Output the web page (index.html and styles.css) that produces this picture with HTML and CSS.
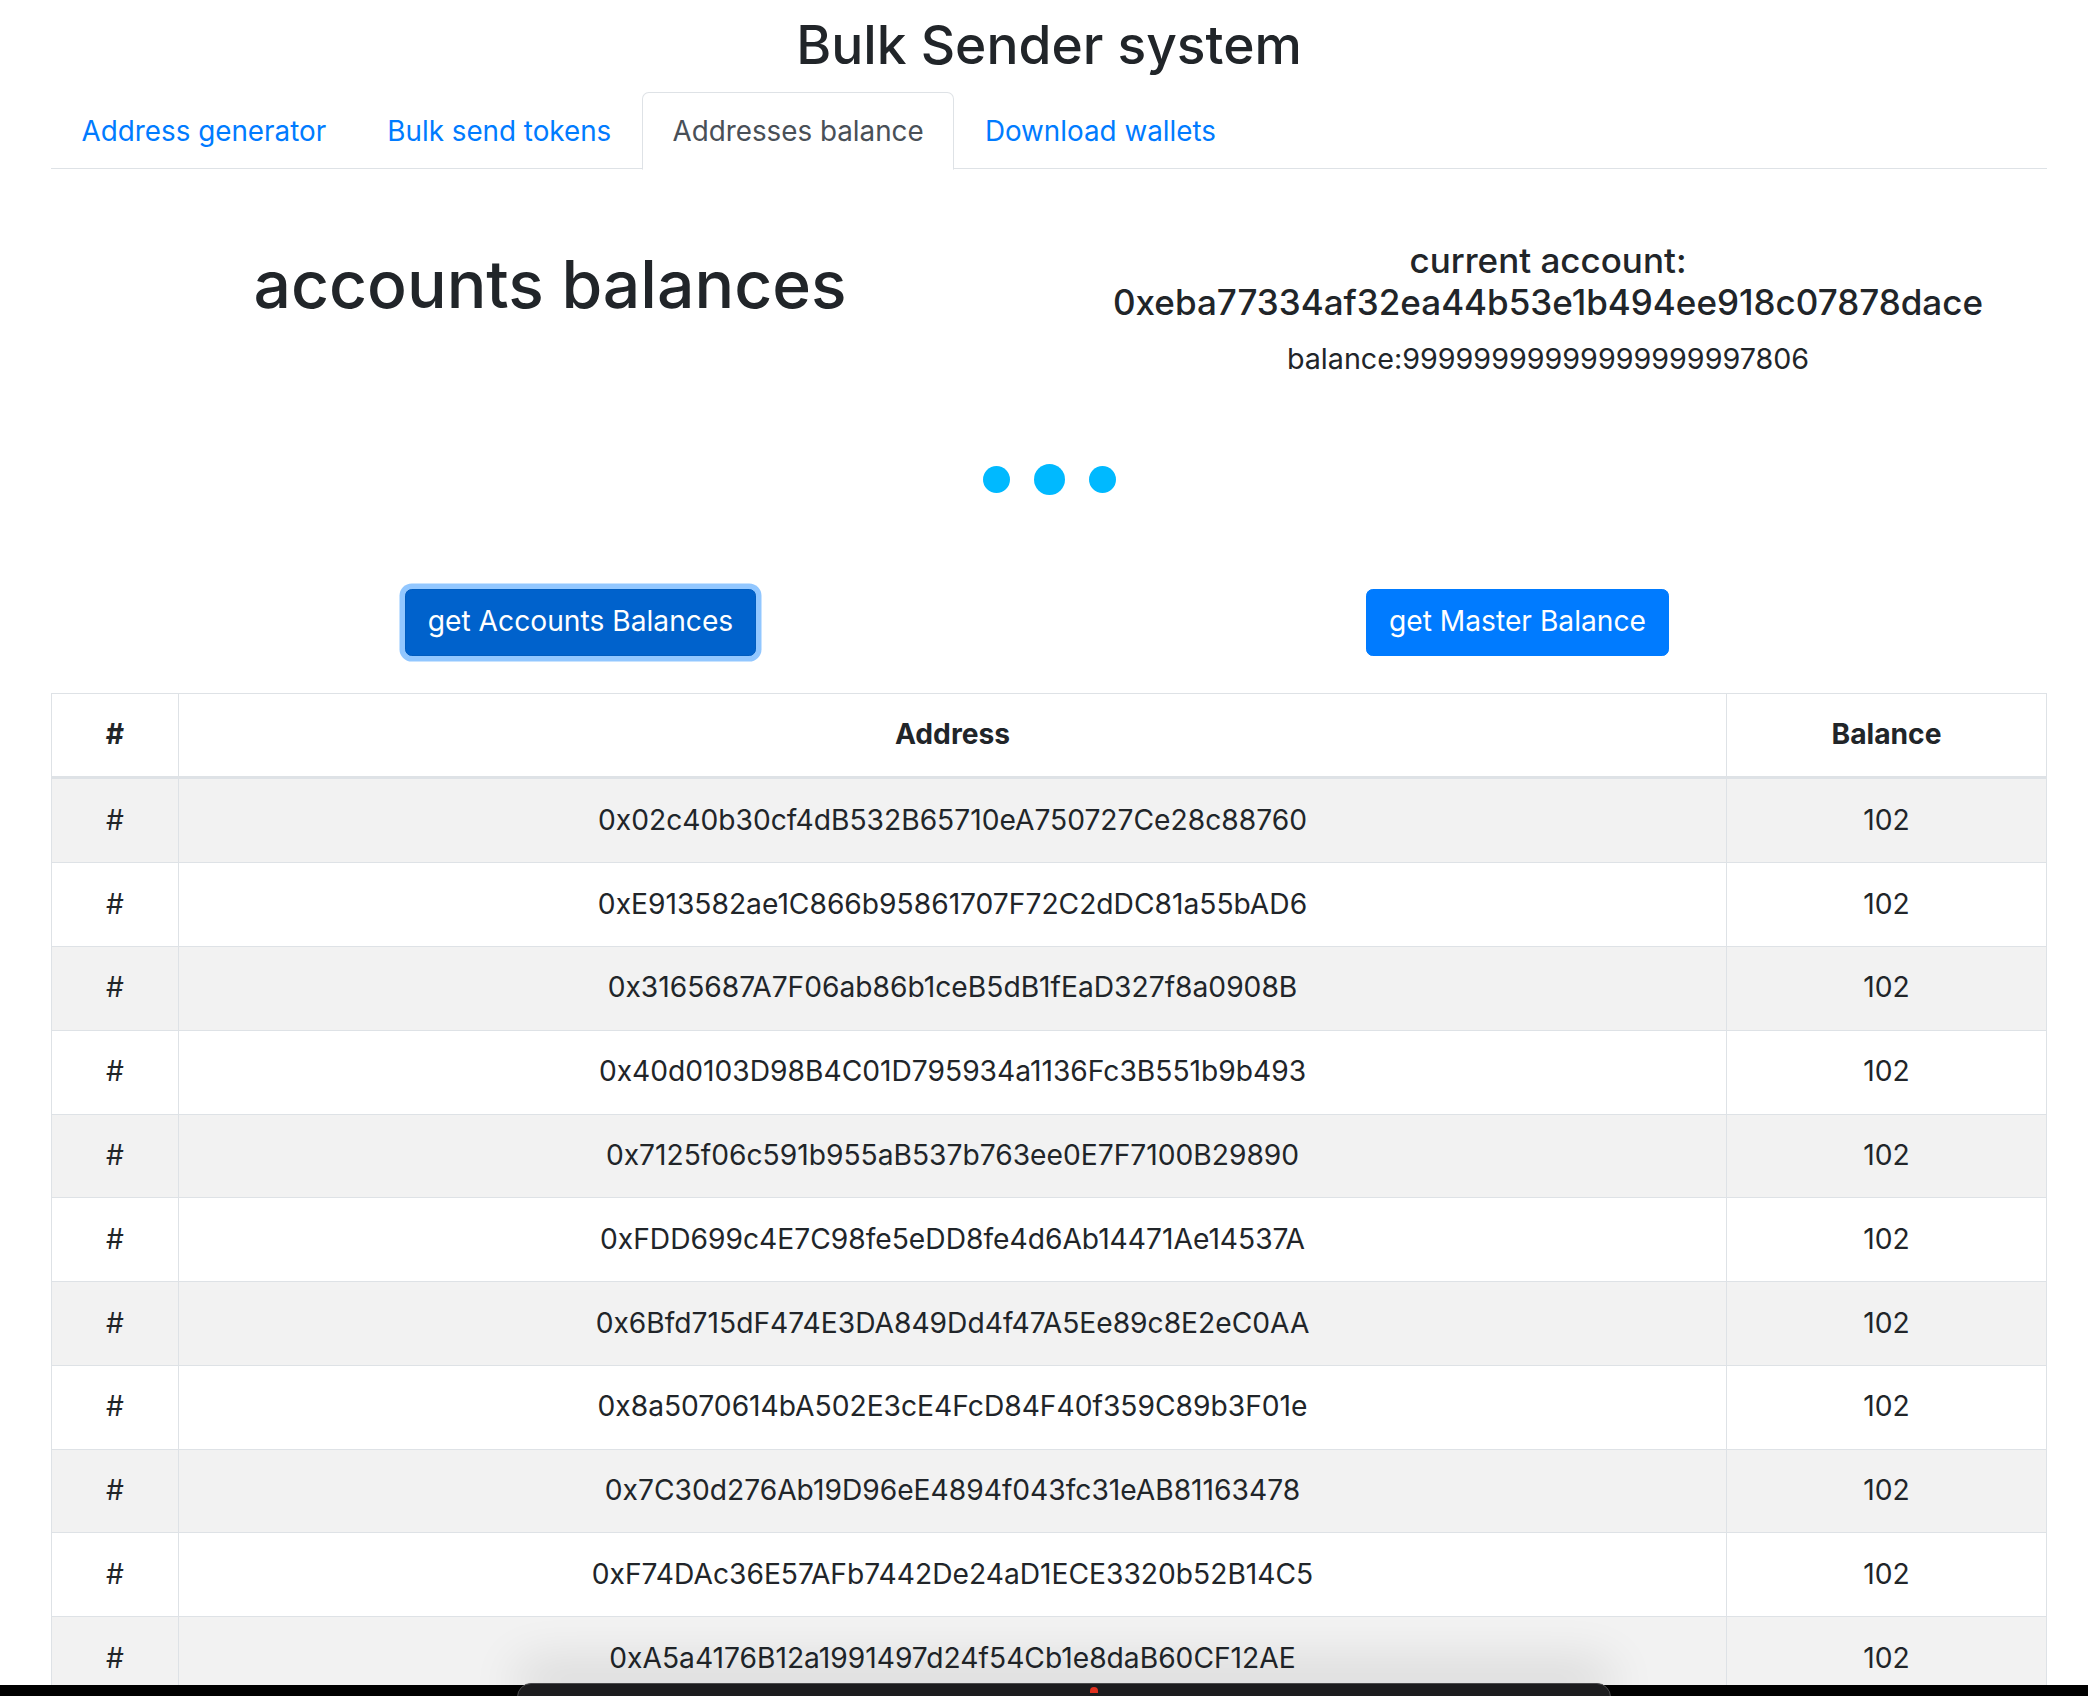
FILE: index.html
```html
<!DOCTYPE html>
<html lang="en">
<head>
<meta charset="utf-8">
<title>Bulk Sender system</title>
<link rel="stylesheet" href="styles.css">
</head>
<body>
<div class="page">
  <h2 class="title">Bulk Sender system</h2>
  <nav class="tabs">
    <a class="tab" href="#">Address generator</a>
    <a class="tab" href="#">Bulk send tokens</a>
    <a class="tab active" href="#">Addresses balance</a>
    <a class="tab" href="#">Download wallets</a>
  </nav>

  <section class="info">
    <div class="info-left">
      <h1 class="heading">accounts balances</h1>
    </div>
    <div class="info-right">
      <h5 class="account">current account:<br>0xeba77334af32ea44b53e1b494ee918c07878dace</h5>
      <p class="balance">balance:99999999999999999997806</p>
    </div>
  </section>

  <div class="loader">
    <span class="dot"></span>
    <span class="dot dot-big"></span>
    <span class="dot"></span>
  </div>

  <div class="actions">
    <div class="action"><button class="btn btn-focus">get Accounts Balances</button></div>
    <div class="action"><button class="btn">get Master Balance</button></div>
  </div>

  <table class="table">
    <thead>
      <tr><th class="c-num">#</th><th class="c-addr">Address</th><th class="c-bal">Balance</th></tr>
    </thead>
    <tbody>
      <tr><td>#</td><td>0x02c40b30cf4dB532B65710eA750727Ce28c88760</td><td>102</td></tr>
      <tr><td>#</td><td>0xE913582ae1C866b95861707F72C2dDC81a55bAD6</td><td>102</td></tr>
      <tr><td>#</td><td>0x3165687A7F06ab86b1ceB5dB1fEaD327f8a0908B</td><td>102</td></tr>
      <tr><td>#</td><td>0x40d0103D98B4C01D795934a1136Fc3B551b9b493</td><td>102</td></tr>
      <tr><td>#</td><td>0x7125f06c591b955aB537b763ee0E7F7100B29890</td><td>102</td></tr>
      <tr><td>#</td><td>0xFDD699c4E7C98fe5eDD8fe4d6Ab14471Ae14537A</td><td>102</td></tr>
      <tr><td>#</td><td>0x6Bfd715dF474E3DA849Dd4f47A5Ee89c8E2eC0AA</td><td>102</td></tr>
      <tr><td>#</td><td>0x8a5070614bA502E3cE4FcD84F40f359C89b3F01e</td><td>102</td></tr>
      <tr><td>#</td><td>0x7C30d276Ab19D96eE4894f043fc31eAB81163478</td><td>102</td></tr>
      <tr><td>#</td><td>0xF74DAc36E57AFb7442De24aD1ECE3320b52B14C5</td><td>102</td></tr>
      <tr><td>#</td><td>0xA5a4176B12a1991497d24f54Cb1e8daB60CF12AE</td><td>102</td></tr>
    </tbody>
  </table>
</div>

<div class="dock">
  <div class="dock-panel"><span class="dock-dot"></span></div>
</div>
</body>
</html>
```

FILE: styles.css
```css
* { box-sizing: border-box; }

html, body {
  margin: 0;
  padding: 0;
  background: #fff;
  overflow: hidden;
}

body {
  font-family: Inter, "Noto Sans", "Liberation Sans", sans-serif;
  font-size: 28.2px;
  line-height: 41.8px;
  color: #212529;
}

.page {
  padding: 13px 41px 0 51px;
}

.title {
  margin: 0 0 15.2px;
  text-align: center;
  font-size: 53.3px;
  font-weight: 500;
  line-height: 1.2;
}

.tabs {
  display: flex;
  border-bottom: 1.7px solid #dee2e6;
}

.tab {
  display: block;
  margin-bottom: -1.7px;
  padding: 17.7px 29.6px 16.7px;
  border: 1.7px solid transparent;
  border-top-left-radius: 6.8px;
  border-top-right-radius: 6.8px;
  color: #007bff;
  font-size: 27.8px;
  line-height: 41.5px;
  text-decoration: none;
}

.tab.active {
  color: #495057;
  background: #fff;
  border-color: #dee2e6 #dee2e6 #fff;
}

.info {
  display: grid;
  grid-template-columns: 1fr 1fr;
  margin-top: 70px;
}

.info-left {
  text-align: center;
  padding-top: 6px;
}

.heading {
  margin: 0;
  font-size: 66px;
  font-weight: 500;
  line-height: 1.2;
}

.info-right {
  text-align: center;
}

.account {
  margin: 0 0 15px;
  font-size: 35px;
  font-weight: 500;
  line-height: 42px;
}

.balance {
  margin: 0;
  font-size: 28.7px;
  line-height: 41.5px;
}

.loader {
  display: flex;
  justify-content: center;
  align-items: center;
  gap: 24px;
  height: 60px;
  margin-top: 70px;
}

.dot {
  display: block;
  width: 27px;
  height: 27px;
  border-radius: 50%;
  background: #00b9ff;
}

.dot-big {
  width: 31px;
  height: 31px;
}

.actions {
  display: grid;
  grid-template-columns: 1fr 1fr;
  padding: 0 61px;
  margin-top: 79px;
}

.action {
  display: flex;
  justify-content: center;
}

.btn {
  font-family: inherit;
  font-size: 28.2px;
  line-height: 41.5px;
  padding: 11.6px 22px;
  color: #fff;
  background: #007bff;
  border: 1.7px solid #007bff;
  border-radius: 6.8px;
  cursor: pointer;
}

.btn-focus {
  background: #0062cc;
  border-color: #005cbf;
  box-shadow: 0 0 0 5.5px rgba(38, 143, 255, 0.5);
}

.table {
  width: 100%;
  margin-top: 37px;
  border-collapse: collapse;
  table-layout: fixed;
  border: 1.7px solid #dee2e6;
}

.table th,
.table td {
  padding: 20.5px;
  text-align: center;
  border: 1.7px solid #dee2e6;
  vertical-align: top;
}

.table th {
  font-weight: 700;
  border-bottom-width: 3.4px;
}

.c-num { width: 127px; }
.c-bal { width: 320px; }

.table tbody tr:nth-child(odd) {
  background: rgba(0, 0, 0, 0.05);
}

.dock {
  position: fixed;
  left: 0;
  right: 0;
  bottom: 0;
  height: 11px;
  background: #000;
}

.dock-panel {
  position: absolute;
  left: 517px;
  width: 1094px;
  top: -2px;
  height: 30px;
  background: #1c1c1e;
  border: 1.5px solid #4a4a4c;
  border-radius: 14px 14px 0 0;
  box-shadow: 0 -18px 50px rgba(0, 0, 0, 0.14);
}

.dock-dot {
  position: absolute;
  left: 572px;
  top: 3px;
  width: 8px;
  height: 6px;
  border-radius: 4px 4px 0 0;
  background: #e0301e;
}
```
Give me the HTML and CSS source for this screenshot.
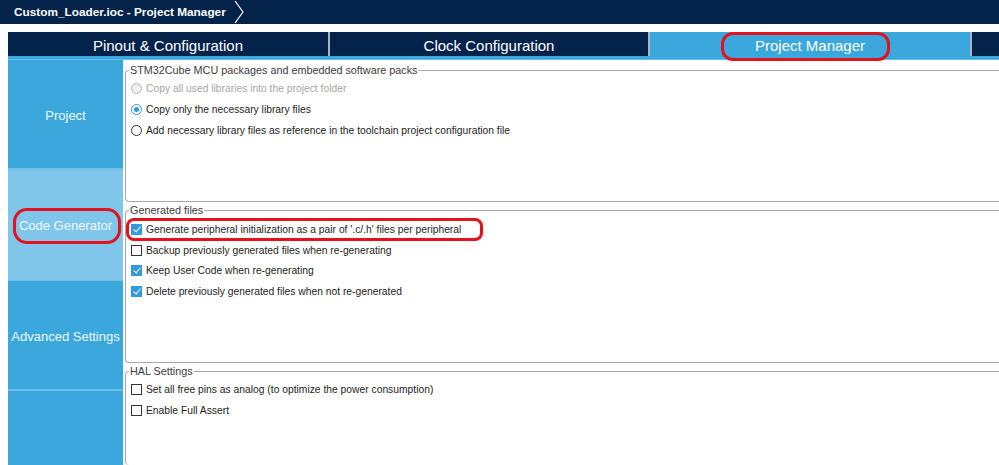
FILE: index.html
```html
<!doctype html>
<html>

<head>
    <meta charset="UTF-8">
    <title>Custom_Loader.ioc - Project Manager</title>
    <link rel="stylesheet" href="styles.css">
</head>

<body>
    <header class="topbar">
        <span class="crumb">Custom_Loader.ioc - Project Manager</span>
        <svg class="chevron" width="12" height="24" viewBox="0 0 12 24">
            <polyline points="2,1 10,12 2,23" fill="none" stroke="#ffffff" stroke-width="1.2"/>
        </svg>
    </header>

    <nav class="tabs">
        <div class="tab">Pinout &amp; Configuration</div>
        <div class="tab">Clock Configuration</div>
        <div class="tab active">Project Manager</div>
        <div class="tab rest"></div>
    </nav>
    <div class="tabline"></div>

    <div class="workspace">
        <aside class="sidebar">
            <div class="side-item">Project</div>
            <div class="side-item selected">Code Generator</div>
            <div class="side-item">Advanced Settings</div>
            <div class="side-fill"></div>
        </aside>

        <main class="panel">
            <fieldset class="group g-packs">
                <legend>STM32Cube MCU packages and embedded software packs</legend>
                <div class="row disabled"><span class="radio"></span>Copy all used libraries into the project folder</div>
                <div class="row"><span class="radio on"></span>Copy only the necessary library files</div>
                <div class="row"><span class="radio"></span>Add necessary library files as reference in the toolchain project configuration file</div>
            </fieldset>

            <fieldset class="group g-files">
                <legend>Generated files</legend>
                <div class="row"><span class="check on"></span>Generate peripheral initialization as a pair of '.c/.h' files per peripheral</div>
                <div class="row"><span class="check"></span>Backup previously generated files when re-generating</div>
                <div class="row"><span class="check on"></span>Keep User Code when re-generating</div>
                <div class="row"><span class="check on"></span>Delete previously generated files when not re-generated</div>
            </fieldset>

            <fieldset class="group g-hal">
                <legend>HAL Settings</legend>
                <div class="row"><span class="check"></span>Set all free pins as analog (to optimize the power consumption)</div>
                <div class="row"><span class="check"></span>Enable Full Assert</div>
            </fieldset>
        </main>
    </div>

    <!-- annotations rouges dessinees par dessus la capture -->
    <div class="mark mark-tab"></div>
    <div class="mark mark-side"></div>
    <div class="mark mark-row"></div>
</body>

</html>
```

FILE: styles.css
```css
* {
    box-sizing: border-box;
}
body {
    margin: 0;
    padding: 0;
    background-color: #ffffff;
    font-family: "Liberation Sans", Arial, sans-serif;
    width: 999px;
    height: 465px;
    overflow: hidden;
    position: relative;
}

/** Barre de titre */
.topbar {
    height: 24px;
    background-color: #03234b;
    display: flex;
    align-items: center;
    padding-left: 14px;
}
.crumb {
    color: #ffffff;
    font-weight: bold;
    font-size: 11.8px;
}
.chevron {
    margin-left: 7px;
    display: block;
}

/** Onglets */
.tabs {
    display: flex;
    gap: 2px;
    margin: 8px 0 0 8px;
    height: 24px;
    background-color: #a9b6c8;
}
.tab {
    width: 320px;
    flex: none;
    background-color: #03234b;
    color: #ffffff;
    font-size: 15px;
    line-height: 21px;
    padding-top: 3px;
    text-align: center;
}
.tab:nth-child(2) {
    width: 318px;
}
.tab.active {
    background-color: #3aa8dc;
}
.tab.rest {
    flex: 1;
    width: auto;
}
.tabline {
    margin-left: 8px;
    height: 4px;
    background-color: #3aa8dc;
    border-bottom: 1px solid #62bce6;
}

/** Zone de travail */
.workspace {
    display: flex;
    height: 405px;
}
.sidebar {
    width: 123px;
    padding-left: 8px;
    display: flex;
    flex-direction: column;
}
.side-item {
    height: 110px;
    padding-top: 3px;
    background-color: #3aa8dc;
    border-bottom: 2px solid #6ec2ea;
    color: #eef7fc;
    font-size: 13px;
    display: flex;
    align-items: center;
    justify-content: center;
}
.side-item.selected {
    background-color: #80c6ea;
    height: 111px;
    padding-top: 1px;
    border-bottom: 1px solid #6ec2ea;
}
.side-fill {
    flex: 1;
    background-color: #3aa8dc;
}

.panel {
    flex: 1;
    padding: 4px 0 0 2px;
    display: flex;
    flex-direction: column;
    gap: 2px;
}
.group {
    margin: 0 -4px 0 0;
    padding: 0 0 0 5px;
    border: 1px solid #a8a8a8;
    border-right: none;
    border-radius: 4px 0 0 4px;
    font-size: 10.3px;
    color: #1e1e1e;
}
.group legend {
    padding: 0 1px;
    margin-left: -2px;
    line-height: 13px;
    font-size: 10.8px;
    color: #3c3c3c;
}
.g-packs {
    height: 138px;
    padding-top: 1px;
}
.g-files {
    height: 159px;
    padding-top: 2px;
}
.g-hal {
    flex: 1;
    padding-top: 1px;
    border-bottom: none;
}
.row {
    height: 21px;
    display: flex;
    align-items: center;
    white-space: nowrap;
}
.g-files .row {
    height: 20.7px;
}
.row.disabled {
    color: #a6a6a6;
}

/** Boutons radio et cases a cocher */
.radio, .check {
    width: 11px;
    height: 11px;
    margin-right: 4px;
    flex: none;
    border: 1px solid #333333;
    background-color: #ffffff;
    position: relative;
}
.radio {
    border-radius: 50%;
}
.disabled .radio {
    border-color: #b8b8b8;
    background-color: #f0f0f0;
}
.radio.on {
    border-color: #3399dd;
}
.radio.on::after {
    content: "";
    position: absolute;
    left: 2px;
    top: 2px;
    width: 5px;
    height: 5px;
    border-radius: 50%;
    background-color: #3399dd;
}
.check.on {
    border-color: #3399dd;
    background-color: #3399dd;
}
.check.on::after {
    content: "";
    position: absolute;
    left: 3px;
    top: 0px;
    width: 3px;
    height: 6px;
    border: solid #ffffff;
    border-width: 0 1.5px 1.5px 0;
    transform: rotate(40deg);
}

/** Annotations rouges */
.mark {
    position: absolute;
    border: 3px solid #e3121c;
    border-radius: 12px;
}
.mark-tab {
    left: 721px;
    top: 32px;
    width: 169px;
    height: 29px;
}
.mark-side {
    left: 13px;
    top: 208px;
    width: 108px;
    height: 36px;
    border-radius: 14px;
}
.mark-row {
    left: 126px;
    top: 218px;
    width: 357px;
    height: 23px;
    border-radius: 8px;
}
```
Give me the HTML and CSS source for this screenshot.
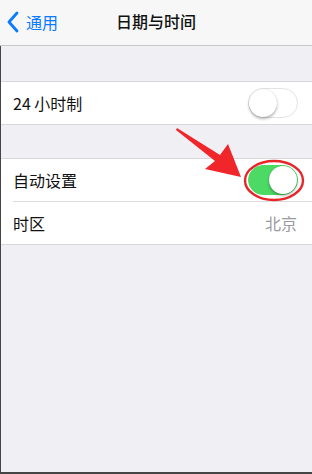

+===+

[Short problem]
Where a line in the entries holds the word "page", copy that line.

[Exercise answer]
Output the web page (index.html and styles.css) that produces this picture with HTML and CSS.
<div class="page">
.page {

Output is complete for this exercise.